# [SUPPLIED INFORMATION]

((

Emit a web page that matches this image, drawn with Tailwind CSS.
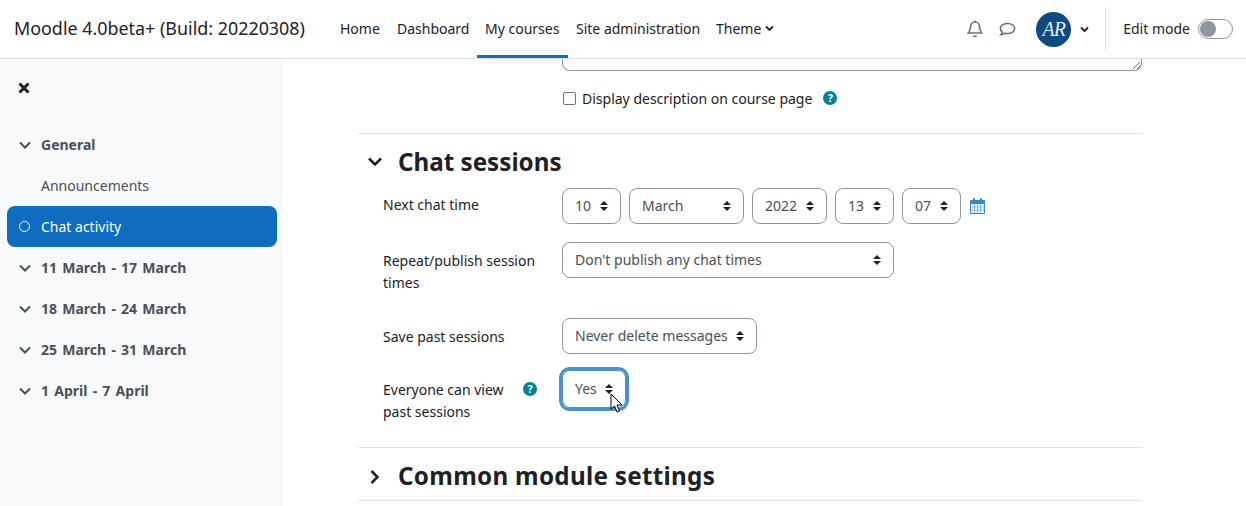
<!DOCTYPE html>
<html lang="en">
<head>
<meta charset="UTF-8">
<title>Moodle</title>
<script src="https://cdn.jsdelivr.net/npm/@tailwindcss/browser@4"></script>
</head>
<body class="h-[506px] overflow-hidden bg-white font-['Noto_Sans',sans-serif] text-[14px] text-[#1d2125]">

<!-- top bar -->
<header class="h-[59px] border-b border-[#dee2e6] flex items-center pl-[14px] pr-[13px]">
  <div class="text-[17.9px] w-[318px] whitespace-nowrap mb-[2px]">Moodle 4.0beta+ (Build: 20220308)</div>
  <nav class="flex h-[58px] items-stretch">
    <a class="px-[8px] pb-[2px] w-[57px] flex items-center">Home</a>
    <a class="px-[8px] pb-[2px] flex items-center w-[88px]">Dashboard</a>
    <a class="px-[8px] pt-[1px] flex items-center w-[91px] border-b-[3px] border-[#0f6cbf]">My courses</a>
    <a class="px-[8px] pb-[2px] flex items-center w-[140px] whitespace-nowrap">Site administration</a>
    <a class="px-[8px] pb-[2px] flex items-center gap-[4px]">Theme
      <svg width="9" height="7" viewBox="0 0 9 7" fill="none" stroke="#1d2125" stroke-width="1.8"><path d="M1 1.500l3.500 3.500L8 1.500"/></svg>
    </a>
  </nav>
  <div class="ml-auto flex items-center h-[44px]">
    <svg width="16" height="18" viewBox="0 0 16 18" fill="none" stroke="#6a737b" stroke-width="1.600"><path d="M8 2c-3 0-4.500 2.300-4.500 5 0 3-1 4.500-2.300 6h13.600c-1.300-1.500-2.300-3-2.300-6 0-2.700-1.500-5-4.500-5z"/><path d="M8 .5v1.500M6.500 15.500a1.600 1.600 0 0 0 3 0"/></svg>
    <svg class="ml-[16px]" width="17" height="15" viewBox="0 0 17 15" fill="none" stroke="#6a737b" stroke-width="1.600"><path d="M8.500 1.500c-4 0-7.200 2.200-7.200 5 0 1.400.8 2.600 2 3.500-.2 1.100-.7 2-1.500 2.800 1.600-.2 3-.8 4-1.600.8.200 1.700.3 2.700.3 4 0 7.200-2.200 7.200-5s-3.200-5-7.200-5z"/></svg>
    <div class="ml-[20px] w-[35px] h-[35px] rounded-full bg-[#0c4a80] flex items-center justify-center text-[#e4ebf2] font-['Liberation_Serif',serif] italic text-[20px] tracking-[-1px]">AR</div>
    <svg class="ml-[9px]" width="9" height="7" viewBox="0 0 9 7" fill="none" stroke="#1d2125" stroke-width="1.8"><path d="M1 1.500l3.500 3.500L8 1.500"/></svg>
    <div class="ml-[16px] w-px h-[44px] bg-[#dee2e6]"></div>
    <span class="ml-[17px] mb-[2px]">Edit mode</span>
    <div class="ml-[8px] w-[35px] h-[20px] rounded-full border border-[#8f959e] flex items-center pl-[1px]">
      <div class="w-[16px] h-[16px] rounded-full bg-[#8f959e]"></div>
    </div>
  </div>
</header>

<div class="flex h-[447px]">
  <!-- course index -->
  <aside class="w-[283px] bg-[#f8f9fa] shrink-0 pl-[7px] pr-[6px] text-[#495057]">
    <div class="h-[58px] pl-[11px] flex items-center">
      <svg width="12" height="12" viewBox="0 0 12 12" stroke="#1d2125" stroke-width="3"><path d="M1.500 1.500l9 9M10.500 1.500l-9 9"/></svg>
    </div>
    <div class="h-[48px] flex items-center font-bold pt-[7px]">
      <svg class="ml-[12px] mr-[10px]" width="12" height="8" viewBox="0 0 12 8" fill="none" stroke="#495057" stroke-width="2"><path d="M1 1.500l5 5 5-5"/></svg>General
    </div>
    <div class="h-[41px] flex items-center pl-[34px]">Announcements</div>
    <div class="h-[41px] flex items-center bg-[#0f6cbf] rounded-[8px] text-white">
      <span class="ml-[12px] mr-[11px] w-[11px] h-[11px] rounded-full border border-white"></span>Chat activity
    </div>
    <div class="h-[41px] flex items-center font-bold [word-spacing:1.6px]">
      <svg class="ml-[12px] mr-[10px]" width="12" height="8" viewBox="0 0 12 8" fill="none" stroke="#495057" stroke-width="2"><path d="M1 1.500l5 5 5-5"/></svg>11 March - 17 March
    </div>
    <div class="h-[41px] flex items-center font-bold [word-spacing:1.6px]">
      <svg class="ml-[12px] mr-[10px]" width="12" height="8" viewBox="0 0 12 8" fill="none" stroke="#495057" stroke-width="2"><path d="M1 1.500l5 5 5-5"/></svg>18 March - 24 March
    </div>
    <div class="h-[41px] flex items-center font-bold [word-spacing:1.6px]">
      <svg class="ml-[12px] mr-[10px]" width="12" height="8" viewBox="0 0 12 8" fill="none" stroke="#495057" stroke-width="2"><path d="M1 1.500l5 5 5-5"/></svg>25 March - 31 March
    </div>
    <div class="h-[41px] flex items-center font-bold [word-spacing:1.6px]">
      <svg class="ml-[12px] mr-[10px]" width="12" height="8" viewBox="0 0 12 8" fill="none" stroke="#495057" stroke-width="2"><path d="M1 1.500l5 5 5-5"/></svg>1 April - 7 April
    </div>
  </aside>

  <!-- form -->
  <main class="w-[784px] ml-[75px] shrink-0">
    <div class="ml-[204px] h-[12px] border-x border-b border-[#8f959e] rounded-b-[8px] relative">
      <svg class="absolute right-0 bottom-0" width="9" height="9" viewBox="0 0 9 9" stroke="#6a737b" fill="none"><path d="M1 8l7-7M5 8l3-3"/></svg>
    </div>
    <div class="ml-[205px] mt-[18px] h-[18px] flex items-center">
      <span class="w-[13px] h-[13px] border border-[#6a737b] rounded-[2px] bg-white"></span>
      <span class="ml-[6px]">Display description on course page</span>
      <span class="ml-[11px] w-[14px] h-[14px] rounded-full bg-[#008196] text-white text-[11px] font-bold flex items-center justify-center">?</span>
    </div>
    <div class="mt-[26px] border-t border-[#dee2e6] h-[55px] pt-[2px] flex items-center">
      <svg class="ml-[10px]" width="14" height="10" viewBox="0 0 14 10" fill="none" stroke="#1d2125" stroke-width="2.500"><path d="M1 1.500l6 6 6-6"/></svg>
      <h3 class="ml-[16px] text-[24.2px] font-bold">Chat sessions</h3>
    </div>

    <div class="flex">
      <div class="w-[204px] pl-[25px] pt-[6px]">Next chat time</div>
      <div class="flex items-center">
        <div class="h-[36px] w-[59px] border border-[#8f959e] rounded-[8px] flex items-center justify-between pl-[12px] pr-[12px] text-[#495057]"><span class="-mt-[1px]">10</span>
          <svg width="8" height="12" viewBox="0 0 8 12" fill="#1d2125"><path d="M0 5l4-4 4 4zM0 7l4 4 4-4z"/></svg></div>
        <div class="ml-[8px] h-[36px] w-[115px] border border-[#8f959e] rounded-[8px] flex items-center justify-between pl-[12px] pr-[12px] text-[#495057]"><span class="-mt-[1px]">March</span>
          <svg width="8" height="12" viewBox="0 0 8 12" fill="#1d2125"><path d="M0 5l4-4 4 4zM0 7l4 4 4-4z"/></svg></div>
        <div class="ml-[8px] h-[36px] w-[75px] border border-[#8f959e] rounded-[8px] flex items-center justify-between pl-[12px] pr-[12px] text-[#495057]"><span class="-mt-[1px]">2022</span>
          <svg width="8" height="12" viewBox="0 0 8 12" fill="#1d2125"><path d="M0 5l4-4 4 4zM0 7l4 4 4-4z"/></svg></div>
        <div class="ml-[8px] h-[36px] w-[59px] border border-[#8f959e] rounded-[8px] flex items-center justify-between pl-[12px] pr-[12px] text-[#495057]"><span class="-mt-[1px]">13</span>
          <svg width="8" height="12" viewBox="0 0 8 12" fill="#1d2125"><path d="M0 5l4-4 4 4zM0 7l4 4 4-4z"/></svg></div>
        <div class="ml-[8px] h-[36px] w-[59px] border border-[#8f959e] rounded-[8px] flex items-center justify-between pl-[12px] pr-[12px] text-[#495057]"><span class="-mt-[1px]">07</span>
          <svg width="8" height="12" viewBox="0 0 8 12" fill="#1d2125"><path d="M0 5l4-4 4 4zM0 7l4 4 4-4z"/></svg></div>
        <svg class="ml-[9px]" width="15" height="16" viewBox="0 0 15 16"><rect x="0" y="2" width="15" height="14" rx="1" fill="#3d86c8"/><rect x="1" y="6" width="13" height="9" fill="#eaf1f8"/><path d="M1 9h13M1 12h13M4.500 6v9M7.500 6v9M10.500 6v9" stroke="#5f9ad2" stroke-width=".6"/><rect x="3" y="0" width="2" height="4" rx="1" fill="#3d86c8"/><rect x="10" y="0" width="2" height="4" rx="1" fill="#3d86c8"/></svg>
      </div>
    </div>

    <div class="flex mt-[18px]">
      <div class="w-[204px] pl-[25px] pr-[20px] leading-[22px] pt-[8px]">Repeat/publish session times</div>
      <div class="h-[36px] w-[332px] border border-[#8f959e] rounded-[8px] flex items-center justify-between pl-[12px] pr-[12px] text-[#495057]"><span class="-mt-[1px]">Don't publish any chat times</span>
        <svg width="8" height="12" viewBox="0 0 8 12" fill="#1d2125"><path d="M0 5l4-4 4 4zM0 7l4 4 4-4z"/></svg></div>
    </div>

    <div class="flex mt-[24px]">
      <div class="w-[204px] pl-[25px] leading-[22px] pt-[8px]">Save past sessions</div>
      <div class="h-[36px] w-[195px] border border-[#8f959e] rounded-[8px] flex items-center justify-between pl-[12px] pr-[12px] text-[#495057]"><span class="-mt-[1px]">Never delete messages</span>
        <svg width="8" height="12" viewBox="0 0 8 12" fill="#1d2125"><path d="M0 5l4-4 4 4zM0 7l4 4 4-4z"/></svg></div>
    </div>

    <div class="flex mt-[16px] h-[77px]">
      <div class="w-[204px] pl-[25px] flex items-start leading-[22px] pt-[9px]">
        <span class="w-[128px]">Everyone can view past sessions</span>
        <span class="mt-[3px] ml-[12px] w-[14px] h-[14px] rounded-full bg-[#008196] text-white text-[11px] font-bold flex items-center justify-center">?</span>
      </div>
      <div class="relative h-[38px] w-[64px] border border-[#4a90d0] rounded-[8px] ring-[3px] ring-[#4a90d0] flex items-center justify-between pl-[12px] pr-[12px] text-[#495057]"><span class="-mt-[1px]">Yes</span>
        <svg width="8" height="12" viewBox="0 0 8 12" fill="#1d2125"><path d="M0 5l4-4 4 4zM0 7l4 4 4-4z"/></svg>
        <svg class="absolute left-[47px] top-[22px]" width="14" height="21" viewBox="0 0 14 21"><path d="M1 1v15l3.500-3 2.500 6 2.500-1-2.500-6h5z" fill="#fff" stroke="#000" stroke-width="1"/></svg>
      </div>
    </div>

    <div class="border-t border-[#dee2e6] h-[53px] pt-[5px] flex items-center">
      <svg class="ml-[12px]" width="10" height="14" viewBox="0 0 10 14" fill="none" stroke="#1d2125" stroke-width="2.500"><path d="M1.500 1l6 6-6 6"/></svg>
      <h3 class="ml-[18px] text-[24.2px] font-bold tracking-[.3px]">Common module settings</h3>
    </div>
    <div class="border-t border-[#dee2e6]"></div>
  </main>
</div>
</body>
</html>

))

# [WHAT THE TASK ASKS]
From the first line above to the line containing "overflow-hidden bg-white font-['Noto_Sans',sans-serif]", repeat each line exactly. Pictures stay out.

# [WRITTEN ANSWER]
Emit a web page that matches this image, drawn with Tailwind CSS.
<!DOCTYPE html>
<html lang="en">
<head>
<meta charset="UTF-8">
<title>Moodle</title>
<script src="https://cdn.jsdelivr.net/npm/@tailwindcss/browser@4"></script>
</head>
<body class="h-[506px] overflow-hidden bg-white font-['Noto_Sans',sans-serif] text-[14px] text-[#1d2125]">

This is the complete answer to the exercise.